### Stated exercise
Copy out each line that includes the word "this".

### Information shown
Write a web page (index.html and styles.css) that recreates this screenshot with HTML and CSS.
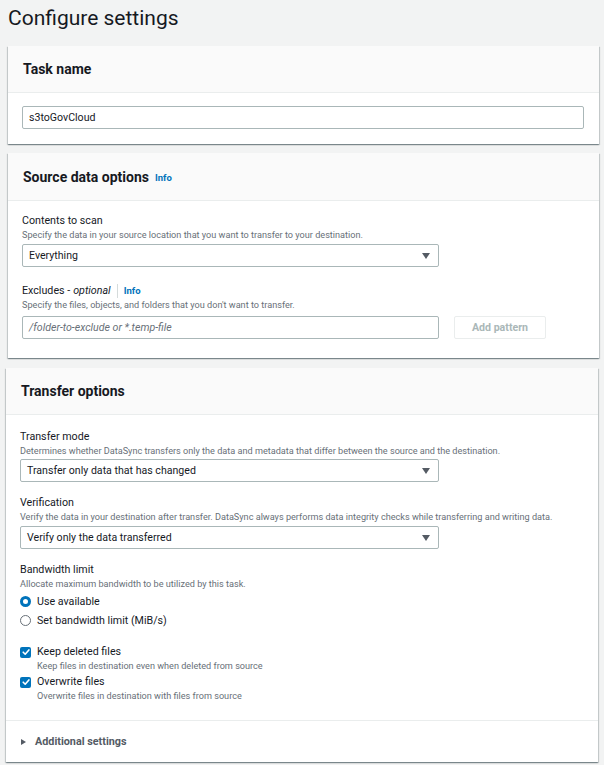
FILE: index.html
```html
<!DOCTYPE html>
<html>
<head>
<meta charset="utf-8">
<link rel="stylesheet" href="styles.css">
</head>
<body>
<div class="page">
  <h1 class="title">Configure settings</h1>

  <section class="card card-task">
    <header class="card-header"><h2>Task name</h2></header>
    <div class="card-body body-task">
      <div class="input full">s3toGovCloud</div>
    </div>
  </section>

  <section class="card card-source">
    <header class="card-header"><h2>Source data options</h2><span class="info">Info</span></header>
    <div class="card-body body-source">
      <div class="label">Contents to scan</div>
      <div class="desc">Specify the data in your source location that you want to transfer to your destination.</div>
      <div class="select">Everything<span class="caret"></span></div>

      <div class="label label-gap">Excludes - <em>optional</em><span class="sep"></span><span class="info info-sm">Info</span></div>
      <div class="desc">Specify the files, objects, and folders that you don't want to transfer.</div>
      <div class="row-input">
        <div class="input placeholder">/folder-to-exclude or *.temp-file</div>
        <div class="btn-disabled">Add pattern</div>
      </div>
    </div>
  </section>

  <section class="card card-transfer">
    <header class="card-header header-transfer"><h2>Transfer options</h2></header>
    <div class="card-body body-transfer">
      <div class="label">Transfer mode</div>
      <div class="desc">Determines whether DataSync transfers only the data and metadata that differ between the source and the destination.</div>
      <div class="select select-wide select-tight">Transfer only data that has changed<span class="caret"></span></div>

      <div class="label label-gap2">Verification</div>
      <div class="desc">Verify the data in your destination after transfer. DataSync always performs data integrity checks while transferring and writing data.</div>
      <div class="select select-wide">Verify only the data transferred<span class="caret"></span></div>

      <div class="label label-gap2">Bandwidth limit</div>
      <div class="desc">Allocate maximum bandwidth to be utilized by this task.</div>
      <div class="radios">
        <div class="radio-row"><span class="radio checked"></span><span class="opt">Use available</span></div>
        <div class="radio-row"><span class="radio"></span><span class="opt">Set bandwidth limit (MiB/s)</span></div>
      </div>

      <div class="checks">
        <div class="check-item">
          <div class="check-row"><span class="checkbox"><svg viewBox="0 0 10 10" width="10" height="10"><path d="M2.2 5.2 L4.2 7.2 L7.9 2.9" fill="none" stroke="#fff" stroke-width="1.6" stroke-linecap="round" stroke-linejoin="round"/></svg></span><span class="opt">Keep deleted files</span></div>
          <div class="check-desc">Keep files in destination even when deleted from source</div>
        </div>
        <div class="check-item second">
          <div class="check-row"><span class="checkbox"><svg viewBox="0 0 10 10" width="10" height="10"><path d="M2.2 5.2 L4.2 7.2 L7.9 2.9" fill="none" stroke="#fff" stroke-width="1.6" stroke-linecap="round" stroke-linejoin="round"/></svg></span><span class="opt">Overwrite files</span></div>
          <div class="check-desc">Overwrite files in destination with files from source</div>
        </div>
      </div>
    </div>
    <footer class="card-footer"><span class="tri"></span><span class="footer-text">Additional settings</span></footer>
  </section>
</div>
</body>
</html>
```
FILE: styles.css
```css
* { box-sizing: border-box; }
html, body { margin: 0; padding: 0; }
body {
  background: #f2f3f3;
  font-family: Roboto, "Liberation Sans", Arial, sans-serif;
  color: #16191f;
  width: 604px;
  height: 765px;
  overflow: hidden;
}
.page { padding-top: 4px; }
.title {
  margin: 0 0 0 8px;
  font-size: 21px;
  font-weight: 400;
  line-height: 28px;
  height: 42px;
  color: #16191f;
}
.card {
  background: #fff;
  box-shadow: 0 1px 1px 0 rgba(0,28,36,.3), 1px 1px 1px 0 rgba(0,28,36,.15), -1px 1px 1px 0 rgba(0,28,36,.15);
}
.card-task { margin: 0 5px 0 8px; }
.card-source { margin: 9px 5px 0 8px; }
.card-transfer { margin: 10px 6px 0 6px; }
.card-header {
  background: #fafafa;
  border-bottom: 1px solid #eaeded;
  height: 47px;
  display: flex;
  align-items: center;
  padding: 0 15px;
}
.card-source .card-header { height: 48px; }
.card-header h2 {
  margin: 0;
  font-size: 14px;
  font-weight: 700;
  line-height: 18px;
}
.info {
  color: #0073bb;
  font-weight: 700;
  font-size: 9.5px;
  margin-left: 6px;
  margin-top: 2px;
}
.card-body { padding: 0 15px 0 14px; }
.body-task { padding-top: 13px; padding-bottom: 15px; }
.body-source { padding-top: 12px; padding-bottom: 19px; }
.body-transfer { padding-top: 14px; padding-bottom: 18px; border-bottom: 1px solid #eaeded; }
.input, .select {
  height: 23px;
  border: 1px solid #aab7b8;
  border-radius: 2px;
  background: #fff;
  font-size: 10.6px;
  line-height: 21px;
  padding: 0 6px;
  color: #16191f;
}
.input.full { width: 100%; }
.select {
  width: 417px;
  margin-top: 3px;
  display: flex;
  justify-content: space-between;
  align-items: center;
}
.select-wide { width: 419px; }
.select-tight { margin-top: 2px; }
.caret {
  width: 0; height: 0;
  border-left: 4px solid transparent;
  border-right: 4px solid transparent;
  border-top: 6px solid #545b64;
  margin-right: 2px;
}
.label {
  font-size: 10.7px;
  line-height: 16px;
  display: flex;
  align-items: center;
}
.label em { font-style: italic; margin-left: 3px; }
.label-gap { margin-top: 16px; }
.label-gap2 { margin-top: 13px; }
.sep {
  display: inline-block;
  width: 1px;
  height: 14px;
  background: #d5dbdb;
  margin-left: 6px;
}
.info-sm { margin-left: 6px; margin-top: 0; }
.desc {
  font-size: 9.15px;
  line-height: 12px;
  color: #687078;
}
.row-input {
  display: flex;
  gap: 15px;
  margin-top: 5px;
}
.row-input .input { width: 417px; }
.placeholder { color: #687078; font-style: italic; }
.btn-disabled {
  width: 92px;
  height: 23px;
  border: 1px solid #eaeded;
  border-radius: 2px;
  color: #aab7b8;
  font-weight: 700;
  font-size: 10.6px;
  display: flex;
  align-items: center;
  justify-content: center;
}
.radios { margin-top: 2px; }
.radio-row {
  height: 19px;
  display: flex;
  align-items: center;
}
.radio {
  width: 11px; height: 11px;
  border-radius: 50%;
  border: 1px solid #687078;
  background: #fff;
}
.radio.checked { border: 3.5px solid #0073bb; }
.opt {
  font-size: 10.7px;
  margin-left: 6px;
  line-height: 16px;
}
.checks { margin-top: 14px; }
.check-item.second { margin-top: 2px; }
.check-row {
  display: flex;
  align-items: center;
  height: 16px;
}
.checkbox {
  width: 11px; height: 11px;
  background: #0073bb;
  border-radius: 2px;
  display: flex;
  align-items: center;
  justify-content: center;
}
.check-desc {
  font-size: 9.15px;
  line-height: 12px;
  color: #687078;
  margin-left: 17px;
}
.card-footer {
  height: 41px;
  display: flex;
  align-items: center;
  padding-left: 15px;
}
.tri {
  width: 0; height: 0;
  border-top: 3.5px solid transparent;
  border-bottom: 3.5px solid transparent;
  border-left: 5px solid #545b64;
}
.footer-text {
  font-weight: 700;
  font-size: 10.8px;
  color: #545b64;
  margin-left: 9px;
}
```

### Solution below
Write a web page (index.html and styles.css) that recreates this screenshot with HTML and CSS.
      <div class="desc">Allocate maximum bandwidth to be utilized by this task.</div>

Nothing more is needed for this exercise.